## GIVEN TASK
Copy out each line containing "this" from the entries below.

===============

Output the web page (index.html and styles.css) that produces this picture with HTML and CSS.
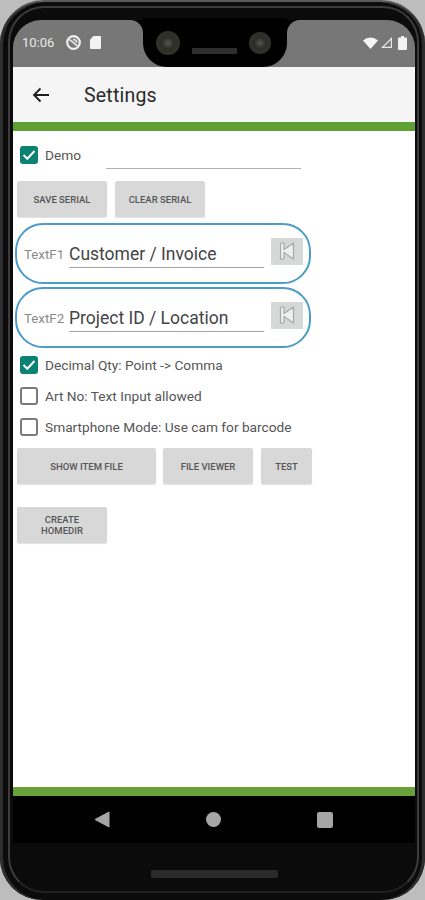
FILE: index.html
```html
<!DOCTYPE html>
<html lang="en">
<head>
  <meta charset="UTF-8">
  <meta name="viewport" content="width=device-width, initial-scale=1.0">
  <title>Settings</title>
  <link rel="stylesheet" href="styles.css">
</head>
<body>
  <div class="phone">
    <div class="screen">
      <div class="statusbar">
        <div class="status-left">
          <span class="clock">10:06</span>
          <svg width="15" height="15" viewBox="0 0 15 15"><circle cx="7.500" cy="7.500" r="6.300" fill="none" stroke="#eee" stroke-width="2.200"/><path d="M3.500 4.500l8 6.500M7 4.500a3.500 3.500 0 0 1 3.800 3.200" fill="none" stroke="#ddd" stroke-width="1.800"/></svg>
          <svg width="11" height="13" viewBox="0 0 11 13"><path d="M3.500 0H10a1 1 0 0 1 1 1v11a1 1 0 0 1-1 1H1a1 1 0 0 1-1-1V3.500z" fill="#f2f2f2"/></svg>
        </div>
        <div class="status-right">
          <svg width="15" height="12" viewBox="0 0 15 12"><path d="M0 3.500a11 11 0 0 1 15 0L7.500 12z" fill="#f5f5f5"/></svg>
          <svg class="signal" width="11" height="11" viewBox="0 0 11 11"><path d="M11 0v11H0zM9.800 3L3 9.800h6.800z" fill="#e6e6e6" fill-rule="evenodd"/></svg>
          <svg width="9" height="14" viewBox="0 0 9 14"><path d="M3 0h3v1.500h2a1 1 0 0 1 1 1V13a1 1 0 0 1-1 1H1a1 1 0 0 1-1-1V2.500a1 1 0 0 1 1-1h2z" fill="#f2f2f2"/></svg>
        </div>
      </div>

      <div class="appbar">
        <svg class="back" width="18" height="16" viewBox="0 0 18 16"><path d="M17 8H2M8.500 1.500L2 8l6.500 6.500" fill="none" stroke="#1d1d1d" stroke-width="1.800"/></svg>
        <span class="title">Settings</span>
      </div>
      <div class="greenbar"></div>

      <div class="content">
        <div class="check-row demo-row">
          <span class="check on"><svg width="14" height="12" viewBox="0 0 14 12"><path d="M1.500 6l3.800 3.800L12.500 2" fill="none" stroke="#fff" stroke-width="2"/></svg></span>
          <span class="check-label">Demo</span>
          <span class="serial-line"></span>
        </div>

        <div class="btn-row first-btns">
          <button class="btn w90">SAVE SERIAL</button>
          <button class="btn w90">CLEAR SERIAL</button>
        </div>

        <div class="textf">
          <span class="textf-label">TextF1</span>
          <span class="textf-value">Customer / Invoice</span>
          <span class="skip"><svg width="16" height="20" viewBox="0 0 16 20"><path d="M1.500 2h3.500v6.500L14.500 2v16L5 11.500V18H1.500z" fill="#efefef" stroke="#a9a9a9" stroke-width="1.200" stroke-linejoin="round"/></svg></span>
        </div>
        <div class="textf second">
          <span class="textf-label">TextF2</span>
          <span class="textf-value">Project ID / Location</span>
          <span class="skip"><svg width="16" height="20" viewBox="0 0 16 20"><path d="M1.500 2h3.500v6.500L14.500 2v16L5 11.500V18H1.500z" fill="#efefef" stroke="#a9a9a9" stroke-width="1.200" stroke-linejoin="round"/></svg></span>
        </div>

        <div class="checks">
          <div class="check-row">
            <span class="check on"><svg width="14" height="12" viewBox="0 0 14 12"><path d="M1.500 6l3.800 3.800L12.500 2" fill="none" stroke="#fff" stroke-width="2"/></svg></span>
            <span class="check-label">Decimal Qty: Point -&gt; Comma</span>
          </div>
          <div class="check-row">
            <span class="check"></span>
            <span class="check-label">Art No: Text Input allowed</span>
          </div>
          <div class="check-row">
            <span class="check"></span>
            <span class="check-label">Smartphone Mode: Use cam for barcode</span>
          </div>
        </div>

        <div class="btn-row second-btns">
          <button class="btn w140">SHOW ITEM FILE</button>
          <button class="btn w90">FILE VIEWER</button>
          <button class="btn w51">TEST</button>
        </div>

        <div class="btn-row third-btns">
          <button class="btn w90 tall">CREATE HOMEDIR</button>
        </div>
      </div>

      <div class="greenbar bottom"></div>
      <div class="navbar">
        <svg width="16" height="17" viewBox="0 0 16 17"><path d="M15 1v15L1 8.500z" fill="#a6a6a6" stroke="#a6a6a6" stroke-linejoin="round"/></svg>
        <span class="nav-home"></span>
        <span class="nav-square"></span>
      </div>
    </div>
    <div class="speaker-bottom"></div>

    <!-- notch and highlight ring sit over the screen -->
    <div class="notch">
      <span class="lens"></span>
      <span class="speaker"></span>
      <span class="lens small"></span>
    </div>
    <div class="ring"></div>
  </div>
</body>
</html>
```
FILE: styles.css
```css
* {
  box-sizing: border-box;
}
html, body {
  margin: 0;
  height: 900px;
  overflow: hidden;
}
body {
  background-color: #bdbdbd;
  font-family: Roboto, "Liberation Sans", sans-serif;
}
.phone {
  position: relative;
  width: 425px;
  height: 900px;
  padding: 20px 10px 0 13px;
  background-color: #0b0b0b;
  border-radius: 44px 44px 42px 42px;
  border-top: 2px solid #5a5a5a;
  box-shadow: inset 3px 0 0 #2e2e2e, inset -3px 0 0 #2e2e2e;
}
.ring {
  position: absolute;
  top: 4px;
  left: 8px;
  right: 6px;
  bottom: 7px;
  border: 2px solid #3c3c3c;
  border-bottom-color: #222;
  border-radius: 36px;
  pointer-events: none;
}
.screen {
  width: 402px;
  margin-top: -2px;
  display: flex;
  flex-direction: column;
  height: 823px;
  border-radius: 28px 28px 0 0;
  overflow: hidden;
}
.statusbar {
  height: 47px;
  background-color: #777;
  display: flex;
  justify-content: space-between;
  align-items: center;
  padding: 0 8px 2px 9px;
  flex-shrink: 0;
}
.status-left, .status-right {
  display: flex;
  align-items: center;
}
.status-left {
  gap: 9px;
}
.status-right {
  gap: 3px;
}
.signal {
  margin-right: 3px;
}
.clock {
  color: #e8e8e8;
  font-size: 13px;
  width: 35px;
}
.appbar {
  height: 55px;
  background-color: #f5f5f5;
  display: flex;
  align-items: center;
  padding-left: 19px;
  flex-shrink: 0;
}
.back {
  margin-right: 34px;
}
.title {
  margin-top: 2px;
  font-size: 19.5px;
  letter-spacing: 0.2px;
  color: #2a2a2a;
}
.greenbar {
  height: 9px;
  background-color: #5fa033;
  flex-shrink: 0;
}
.greenbar.bottom {
  background-color: #68a03a;
}
.content {
  flex: 1;
  background-color: #fff;
  padding: 0 0 0 4px;
}
.check-row {
  display: flex;
  align-items: center;
  height: 31px;
  padding-left: 3px;
}
.demo-row {
  height: 30px;
  margin-top: 9px;
}
.check {
  width: 18px;
  height: 18px;
  border: 2px solid #7a7a7a;
  border-radius: 3px;
  margin-right: 7px;
  display: flex;
  align-items: center;
  justify-content: center;
  flex-shrink: 0;
}
.check.on {
  background-color: #0c8272;
  border-color: #0c8272;
}
.check-label {
  font-size: 13.7px;
  color: #555;
  white-space: nowrap;
}
.serial-line {
  width: 195px;
  height: 1px;
  background-color: #b0b0b0;
  margin: 26px 0 0 25px;
}
.btn-row {
  display: flex;
  gap: 7px;
}
.first-btns {
  gap: 8px;
  margin-top: 11px;
}
.second-btns {
  margin-top: 6px;
}
.third-btns {
  margin-top: 23px;
}
.btn {
  height: 36px;
  border: none;
  border-radius: 2px;
  padding: 0 4px;
  background-color: #d8d8d8;
  color: #555;
  font-family: Roboto, "Liberation Sans", sans-serif;
  font-size: 9.5px;
  font-weight: 500;
  box-shadow: 0 1px 1px rgba(0, 0, 0, 0.12);
}
.w90 { width: 90px; }
.w140 { width: 139px; }
.w51 { width: 51px; margin-left: 1px; }
.tall { line-height: 11px; padding: 0 20px; }
.textf {
  width: 296px;
  height: 61px;
  margin: 6px 0 0 -2px;
  padding-left: 7px;
  border: 2px solid #4b9cc9;
  border-radius: 28px;
  display: flex;
  align-items: center;
}
.textf.second {
  margin-top: 3px;
}
.textf-label {
  font-size: 13.3px;
  color: #8a8a8a;
  width: 45px;
  flex-shrink: 0;
  margin-top: 2px;
}
.textf-value {
  width: 195px;
  font-size: 17.5px;
  color: #444;
  border-bottom: 1px solid #a5a5a5;
  padding-bottom: 3px;
  margin-top: 4px;
  white-space: nowrap;
}
.skip {
  width: 32px;
  height: 27px;
  margin: -5px 0 0 7px;
  background-color: #d6d7d7;
  display: flex;
  align-items: center;
  justify-content: center;
}
.checks {
  margin-top: 1px;
}
.navbar {
  height: 47px;
  background-color: #000;
  display: flex;
  align-items: center;
  justify-content: space-between;
  padding: 0 82px 0 81px;
  flex-shrink: 0;
}
.nav-home {
  width: 15px;
  height: 15px;
  border-radius: 50%;
  background-color: #a6a6a6;
}
.nav-square {
  width: 16px;
  height: 16px;
  border-radius: 2px;
  background-color: #a6a6a6;
}
.speaker-bottom {
  width: 127px;
  height: 8px;
  margin: 27px 0 0 138px;
  border-radius: 2px;
  background-color: #2a2a2a;
}
.notch {
  position: absolute;
  top: 16px;
  left: 143px;
  width: 144px;
  height: 49px;
  padding: 1px 0 0 13px;
  background-color: #000;
  border-radius: 0 0 24px 24px;
  display: flex;
  align-items: center;
  gap: 12px;
}
.notch::before, .notch::after {
  content: "";
  position: absolute;
  top: 2px;
  width: 13px;
  height: 13px;
}
.notch::before {
  left: -13px;
  background: radial-gradient(circle at 0 100%, transparent 12.5px, #000 13.5px);
}
.notch::after {
  right: -13px;
  background: radial-gradient(circle at 100% 100%, transparent 12.5px, #000 13.5px);
}
.lens {
  width: 24px;
  height: 24px;
  flex-shrink: 0;
  border-radius: 50%;
  background: radial-gradient(circle, #55554c 0, #2e2e29 35%, #33332e 75%, #151513 100%);
}
.lens.small {
  width: 22px;
  height: 22px;
}
.speaker {
  width: 45px;
  height: 6px;
  margin-top: 16px;
  border-radius: 1px;
  background-color: #2e2e2e;
}
```
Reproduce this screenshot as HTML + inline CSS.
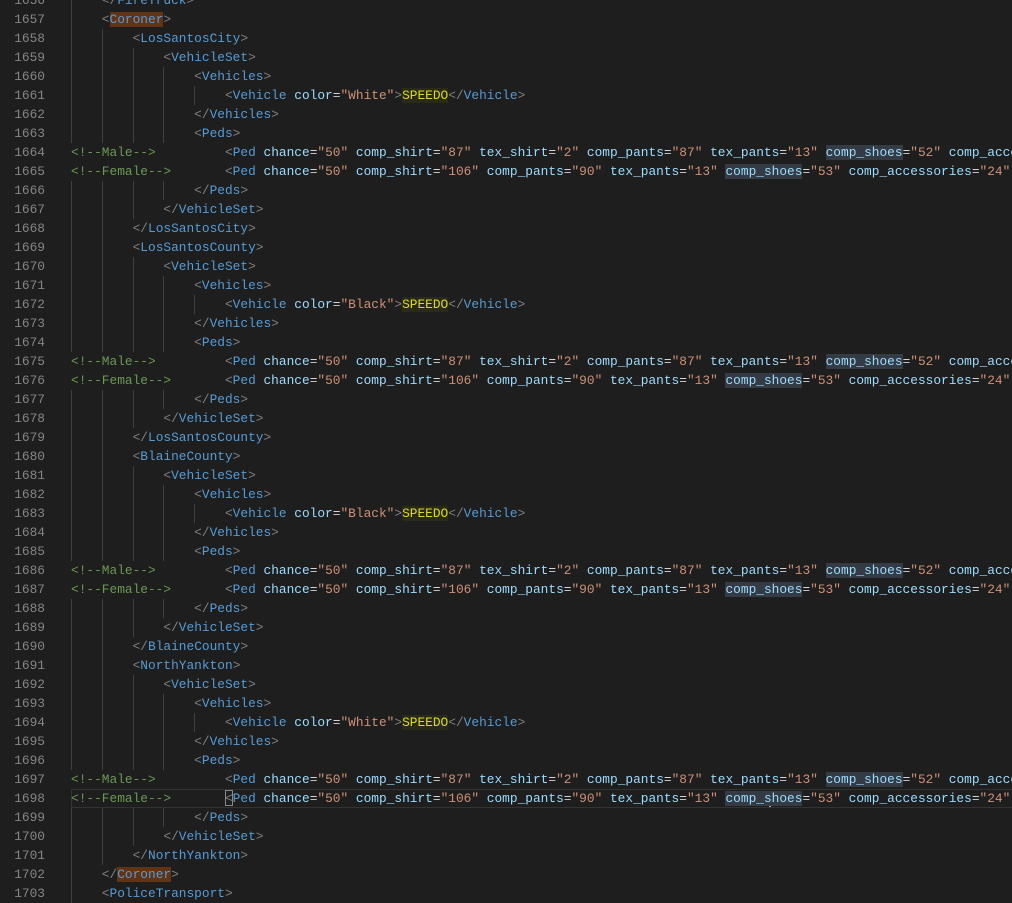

===============

## SOLUTION
Output the web page (index.html and styles.css) that produces this picture with HTML and CSS.
Reproduce this screenshot as HTML + inline CSS.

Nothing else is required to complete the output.